Vor vier Wochen führte der Obst- und Gemüsehändler die ersten Gespräche für einen Neustart auf dem Berliner Platz. Die Stadt sei sofort dafür gewesen, sagt Schneider, denn der Dienstagstermin ist eigentlich etabliert. Und Schneider sprach mit Marktleuten, die ebenfalls sofort bereit waren, diesen Versuch zu wagen. Kollegen, die hinter ihren Produkten stehen, die sie in den meisten der Fälle auch selbst produziert haben. Er selbst steuert Obst und Gemüse aus eigenem Anbau bei. Das verkauft er schon seit gut 30 Jahren. "Es kann doch nicht alles auf Adli und Lidl zulaufen", sagt er fast trotzig.

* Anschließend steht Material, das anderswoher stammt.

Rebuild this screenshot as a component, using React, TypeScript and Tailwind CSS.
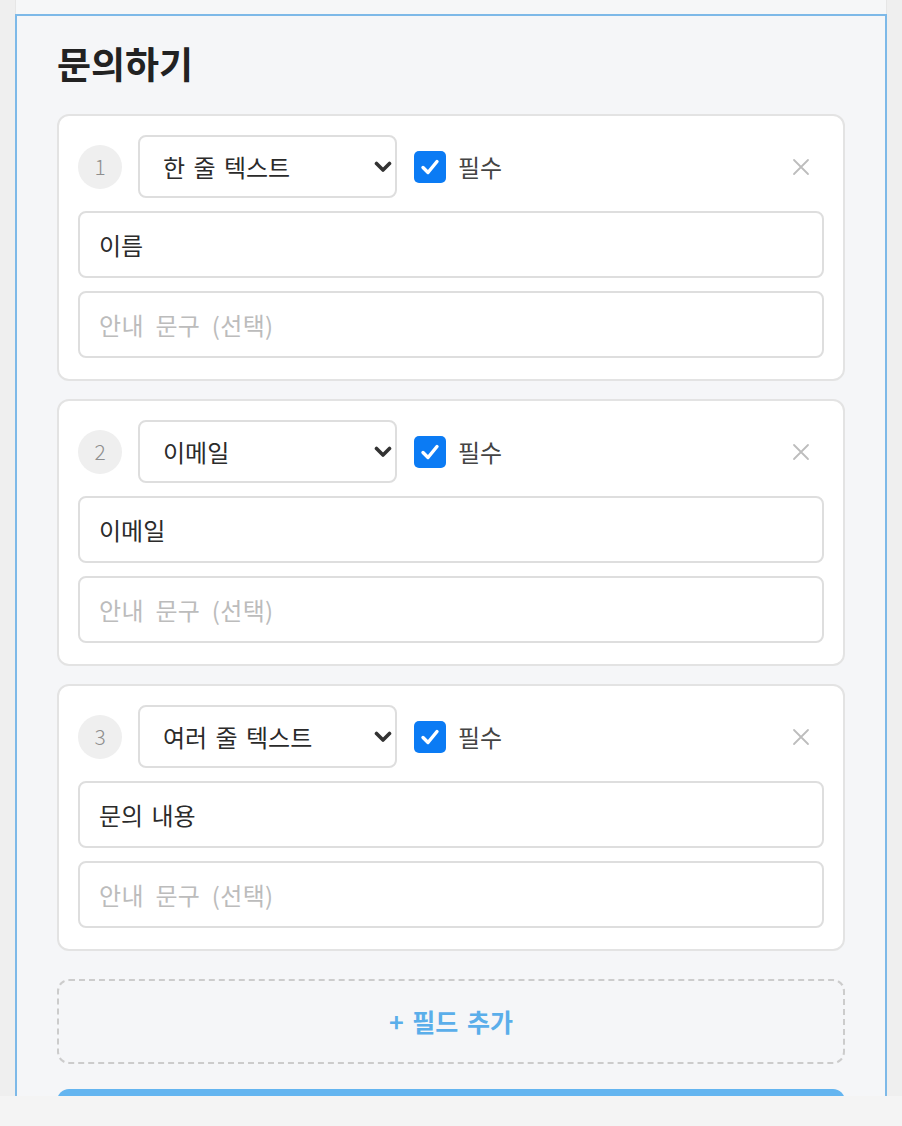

Um die Märkte am Wochenende macht sich Schneider keine Sorgen. "Dann kommen die Leute, die Spaß am Markt und Zeit haben." Eine Ausnahme macht allerdings der Bauernmarkt auf dem Reuschenberger Kirmesplatz. Um den könnte man sich auch kümmern, sagt Schneider, aber vermutet: "Jetzt wartet sicher jeder erst einmal ab, wie sich die Situation mit dem neuen Supermarkt entwickelt."